▶ _Code that builds pages_:
_____
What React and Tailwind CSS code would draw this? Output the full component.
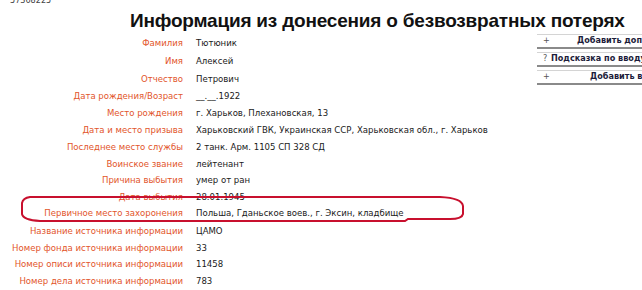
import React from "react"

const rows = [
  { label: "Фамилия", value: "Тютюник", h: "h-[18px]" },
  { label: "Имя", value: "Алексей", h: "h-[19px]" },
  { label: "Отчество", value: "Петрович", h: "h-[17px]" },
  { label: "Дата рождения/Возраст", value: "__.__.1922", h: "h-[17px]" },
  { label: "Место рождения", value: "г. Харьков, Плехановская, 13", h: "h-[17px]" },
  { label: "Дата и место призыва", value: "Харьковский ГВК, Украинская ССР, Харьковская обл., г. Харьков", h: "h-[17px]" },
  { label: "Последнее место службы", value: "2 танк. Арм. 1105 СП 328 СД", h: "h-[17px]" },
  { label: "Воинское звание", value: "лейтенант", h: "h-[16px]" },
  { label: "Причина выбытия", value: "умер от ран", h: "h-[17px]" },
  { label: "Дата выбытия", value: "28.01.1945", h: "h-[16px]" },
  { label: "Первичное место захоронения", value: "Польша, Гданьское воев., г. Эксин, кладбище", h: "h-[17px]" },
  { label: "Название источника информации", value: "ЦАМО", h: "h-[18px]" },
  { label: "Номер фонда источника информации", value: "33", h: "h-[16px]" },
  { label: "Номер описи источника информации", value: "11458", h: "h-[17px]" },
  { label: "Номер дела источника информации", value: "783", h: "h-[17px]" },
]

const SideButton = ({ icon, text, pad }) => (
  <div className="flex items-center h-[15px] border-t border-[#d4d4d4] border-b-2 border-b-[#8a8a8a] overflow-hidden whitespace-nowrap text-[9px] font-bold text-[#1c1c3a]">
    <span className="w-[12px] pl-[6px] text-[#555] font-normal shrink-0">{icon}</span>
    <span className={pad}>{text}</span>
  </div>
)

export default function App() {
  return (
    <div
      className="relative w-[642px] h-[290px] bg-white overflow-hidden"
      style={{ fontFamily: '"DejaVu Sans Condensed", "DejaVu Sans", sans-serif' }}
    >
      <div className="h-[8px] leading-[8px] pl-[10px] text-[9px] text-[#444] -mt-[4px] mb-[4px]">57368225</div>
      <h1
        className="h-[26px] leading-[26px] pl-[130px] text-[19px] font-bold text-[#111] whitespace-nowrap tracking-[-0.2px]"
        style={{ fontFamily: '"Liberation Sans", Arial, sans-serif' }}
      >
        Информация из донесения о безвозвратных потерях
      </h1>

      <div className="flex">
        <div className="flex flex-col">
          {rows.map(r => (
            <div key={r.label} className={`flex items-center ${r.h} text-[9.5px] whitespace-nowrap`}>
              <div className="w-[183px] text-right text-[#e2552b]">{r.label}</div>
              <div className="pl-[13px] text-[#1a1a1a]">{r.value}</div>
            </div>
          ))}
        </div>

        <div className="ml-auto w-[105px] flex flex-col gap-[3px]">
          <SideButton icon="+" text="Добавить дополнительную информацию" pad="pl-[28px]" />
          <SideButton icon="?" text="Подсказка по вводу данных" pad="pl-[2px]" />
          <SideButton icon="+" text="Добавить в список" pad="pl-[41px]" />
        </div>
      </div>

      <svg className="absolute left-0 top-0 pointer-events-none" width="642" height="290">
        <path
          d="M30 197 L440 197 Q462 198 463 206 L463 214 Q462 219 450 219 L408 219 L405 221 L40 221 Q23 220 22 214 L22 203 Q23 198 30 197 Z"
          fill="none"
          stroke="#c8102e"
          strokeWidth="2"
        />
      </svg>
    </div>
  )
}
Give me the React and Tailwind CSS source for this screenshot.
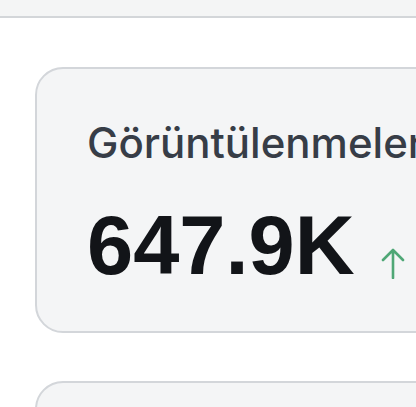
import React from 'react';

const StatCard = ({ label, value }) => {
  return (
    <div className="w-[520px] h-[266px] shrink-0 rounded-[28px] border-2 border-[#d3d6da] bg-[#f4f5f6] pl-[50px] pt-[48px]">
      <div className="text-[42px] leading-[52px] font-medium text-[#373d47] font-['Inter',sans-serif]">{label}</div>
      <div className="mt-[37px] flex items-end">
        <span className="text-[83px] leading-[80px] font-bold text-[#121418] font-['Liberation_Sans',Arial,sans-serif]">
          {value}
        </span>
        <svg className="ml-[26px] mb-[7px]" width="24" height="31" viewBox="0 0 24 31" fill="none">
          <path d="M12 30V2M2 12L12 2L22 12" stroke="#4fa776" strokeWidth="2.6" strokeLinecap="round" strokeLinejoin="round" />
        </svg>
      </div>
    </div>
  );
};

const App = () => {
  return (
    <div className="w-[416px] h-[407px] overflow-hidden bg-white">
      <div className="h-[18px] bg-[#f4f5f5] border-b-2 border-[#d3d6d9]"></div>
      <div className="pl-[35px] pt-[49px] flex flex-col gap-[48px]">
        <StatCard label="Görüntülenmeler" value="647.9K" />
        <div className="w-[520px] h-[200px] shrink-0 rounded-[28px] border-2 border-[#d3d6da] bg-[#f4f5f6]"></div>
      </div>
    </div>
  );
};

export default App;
_____
▶ _Short exercise_: Reproduce each line exactly, please, except for any pictures.

▶ _Correct result_:
What React and Tailwind CSS code would draw this? Output the full component.
import React from "react"

const rows = [
  { label: "Фамилия", value: "Тютюник", h: "h-[18px]" },
  { label: "Имя", value: "Алексей", h: "h-[19px]" },
  { label: "Отчество", value: "Петрович", h: "h-[17px]" },
  { label: "Дата рождения/Возраст", value: "__.__.1922", h: "h-[17px]" },
  { label: "Место рождения", value: "г. Харьков, Плехановская, 13", h: "h-[17px]" },
  { label: "Дата и место призыва", value: "Харьковский ГВК, Украинская ССР, Харьковская обл., г. Харьков", h: "h-[17px]" },
  { label: "Последнее место службы", value: "2 танк. Арм. 1105 СП 328 СД", h: "h-[17px]" },
  { label: "Воинское звание", value: "лейтенант", h: "h-[16px]" },
  { label: "Причина выбытия", value: "умер от ран", h: "h-[17px]" },
  { label: "Дата выбытия", value: "28.01.1945", h: "h-[16px]" },
  { label: "Первичное место захоронения", value: "Польша, Гданьское воев., г. Эксин, кладбище", h: "h-[17px]" },
  { label: "Название источника информации", value: "ЦАМО", h: "h-[18px]" },
  { label: "Номер фонда источника информации", value: "33", h: "h-[16px]" },
  { label: "Номер описи источника информации", value: "11458", h: "h-[17px]" },
  { label: "Номер дела источника информации", value: "783", h: "h-[17px]" },
]

const SideButton = ({ icon, text, pad }) => (
  <div className="flex items-center h-[15px] border-t border-[#d4d4d4] border-b-2 border-b-[#8a8a8a] overflow-hidden whitespace-nowrap text-[9px] font-bold text-[#1c1c3a]">
    <span className="w-[12px] pl-[6px] text-[#555] font-normal shrink-0">{icon}</span>
    <span className={pad}>{text}</span>
  </div>
)

export default function App() {
  return (
    <div
      className="relative w-[642px] h-[290px] bg-white overflow-hidden"
      style={{ fontFamily: '"DejaVu Sans Condensed", "DejaVu Sans", sans-serif' }}
    >
      <div className="h-[8px] leading-[8px] pl-[10px] text-[9px] text-[#444] -mt-[4px] mb-[4px]">57368225</div>
      <h1
        className="h-[26px] leading-[26px] pl-[130px] text-[19px] font-bold text-[#111] whitespace-nowrap tracking-[-0.2px]"
        style={{ fontFamily: '"Liberation Sans", Arial, sans-serif' }}
      >
        Информация из донесения о безвозвратных потерях
      </h1>

      <div className="flex">
        <div className="flex flex-col">
          {rows.map(r => (
            <div key={r.label} className={`flex items-center ${r.h} text-[9.5px] whitespace-nowrap`}>
              <div className="w-[183px] text-right text-[#e2552b]">{r.label}</div>
              <div className="pl-[13px] text-[#1a1a1a]">{r.value}</div>
            </div>
          ))}
        </div>

        <div className="ml-auto w-[105px] flex flex-col gap-[3px]">
          <SideButton icon="+" text="Добавить дополнительную информацию" pad="pl-[28px]" />
          <SideButton icon="?" text="Подсказка по вводу данных" pad="pl-[2px]" />
          <SideButton icon="+" text="Добавить в список" pad="pl-[41px]" />
        </div>
      </div>

      <svg className="absolute left-0 top-0 pointer-events-none" width="642" height="290">
        <path
          d="M30 197 L440 197 Q462 198 463 206 L463 214 Q462 219 450 219 L408 219 L405 221 L40 221 Q23 220 22 214 L22 203 Q23 198 30 197 Z"
          fill="none"
          stroke="#c8102e"
          strokeWidth="2"
        />
      </svg>
    </div>
  )
}
Give me the React and Tailwind CSS source for this screenshot.
import React from 'react';

const StatCard = ({ label, value }) => {
  return (
    <div className="w-[520px] h-[266px] shrink-0 rounded-[28px] border-2 border-[#d3d6da] bg-[#f4f5f6] pl-[50px] pt-[48px]">
      <div className="text-[42px] leading-[52px] font-medium text-[#373d47] font-['Inter',sans-serif]">{label}</div>
      <div className="mt-[37px] flex items-end">
        <span className="text-[83px] leading-[80px] font-bold text-[#121418] font-['Liberation_Sans',Arial,sans-serif]">
          {value}
        </span>
        <svg className="ml-[26px] mb-[7px]" width="24" height="31" viewBox="0 0 24 31" fill="none">
          <path d="M12 30V2M2 12L12 2L22 12" stroke="#4fa776" strokeWidth="2.6" strokeLinecap="round" strokeLinejoin="round" />
        </svg>
      </div>
    </div>
  );
};

const App = () => {
  return (
    <div className="w-[416px] h-[407px] overflow-hidden bg-white">
      <div className="h-[18px] bg-[#f4f5f5] border-b-2 border-[#d3d6d9]"></div>
      <div className="pl-[35px] pt-[49px] flex flex-col gap-[48px]">
        <StatCard label="Görüntülenmeler" value="647.9K" />
        <div className="w-[520px] h-[200px] shrink-0 rounded-[28px] border-2 border-[#d3d6da] bg-[#f4f5f6]"></div>
      </div>
    </div>
  );
};

export default App;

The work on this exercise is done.